Deenie Yudell — Design Consultant
Ms. Yudell is Design Manager for Publications at the J. Paul Getty Trust in Los Angeles, a position she has held since 1990. Since joining the Getty, Deenie has been the principal creative director for several hundred books and catalogues, as well as programmatic and marketing ephemera, merchandise development and the Getty's branding and identity program. Under her art direction, Getty publications have garnered over 150 design awards. Prior to her position at the Getty, she served as Head Designer at the Los Angeles County Museum of Art; established and managed the design groups for the Mayor's Office of Communications, Boston City Hall and for Boston 200, the city's Bicentennial Commission; served as Head of Design and Production at the Boston Children's Museum; designed publications and environmental graphics for the Urban Design Department at the Boston Redevelopment Authority and for Cambridge Seven Associates, Cambridge, MA. Deenie received an MFA degree in Graphic Design from Yale University. She has taught design at Boston University's School of Fine and Applied Arts and at Otis Parsons Art Institute in Los Angeles.
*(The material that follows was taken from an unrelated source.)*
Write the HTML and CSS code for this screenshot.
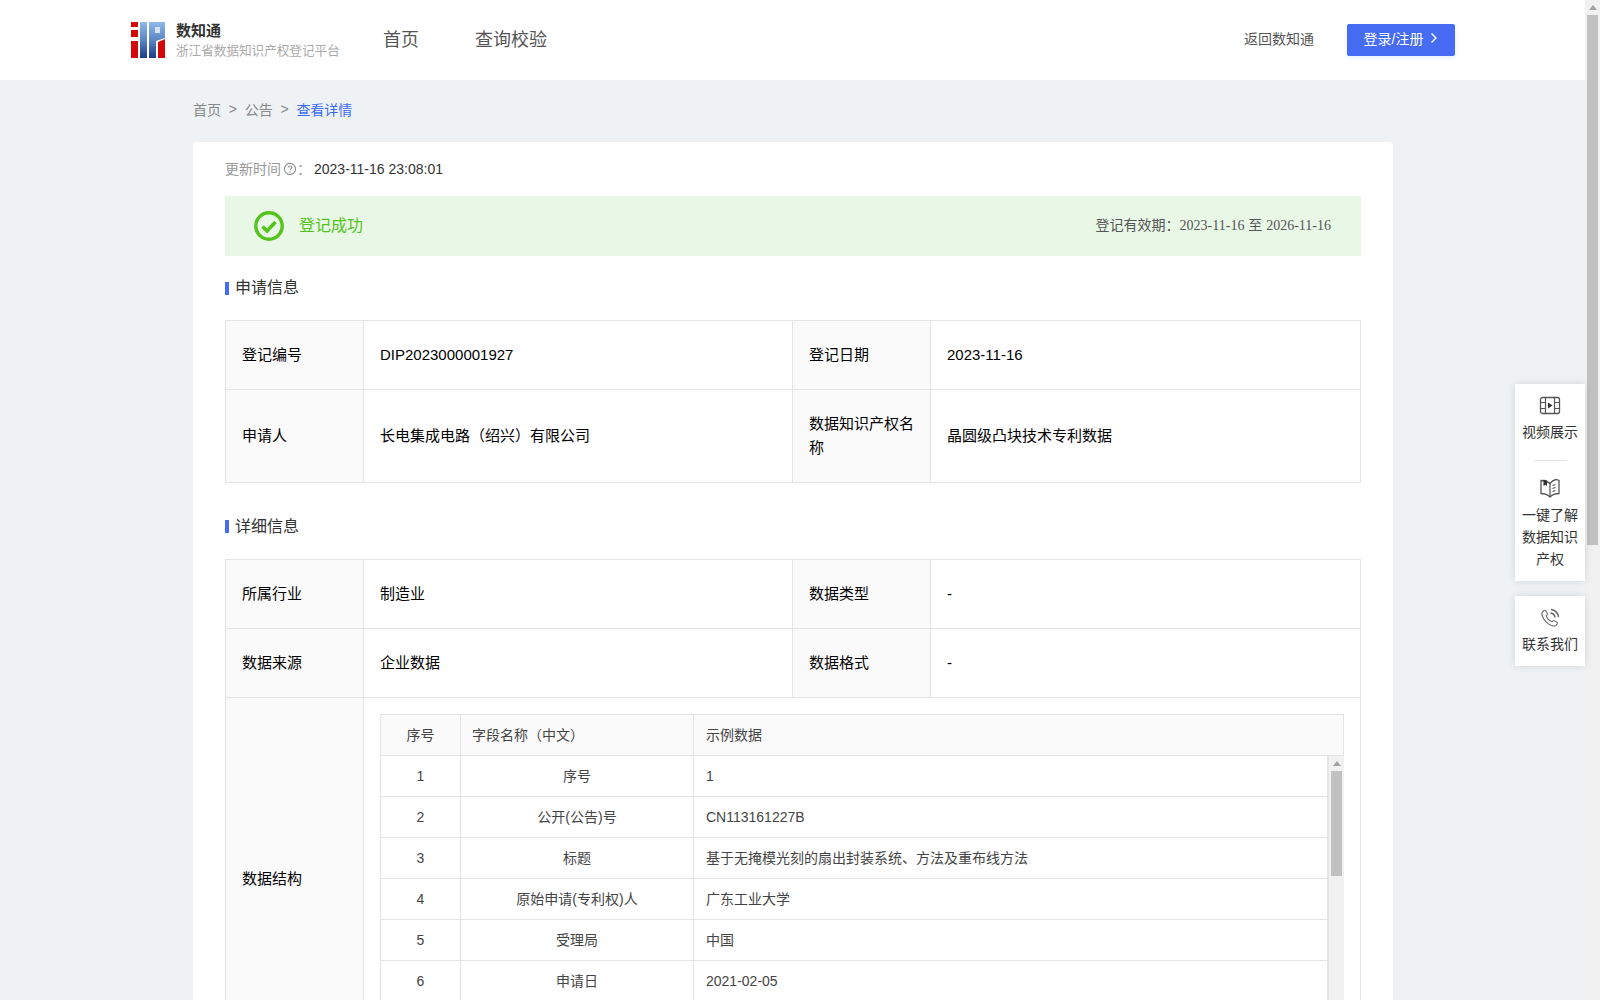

John Ellis — Urban Designer/ Exhibition Coordinator
John G. Ellis is an architect and urban designer. A graduate of Cambridge University, England, he has lived and worked in the San Francisco Bay Area since 1977. He is Director of Urban Design for Solomon Ellis Torney Corporation, a WRT company that specializes in housing and urban design. The firm is one of the charter members of the Congress for the New Urbanism and has won more than seventy design awards. For the prior ten years, Mr. Ellis was Senior Designer at the San Francisco firm of KMD, where he was responsible for several major large-scale, high-rise projects including the Oakland Federal Building. Mr. Ellis is Adjunct Professor at the California College of Arts and Crafts and a contributing writer to the London-based Architectural Review.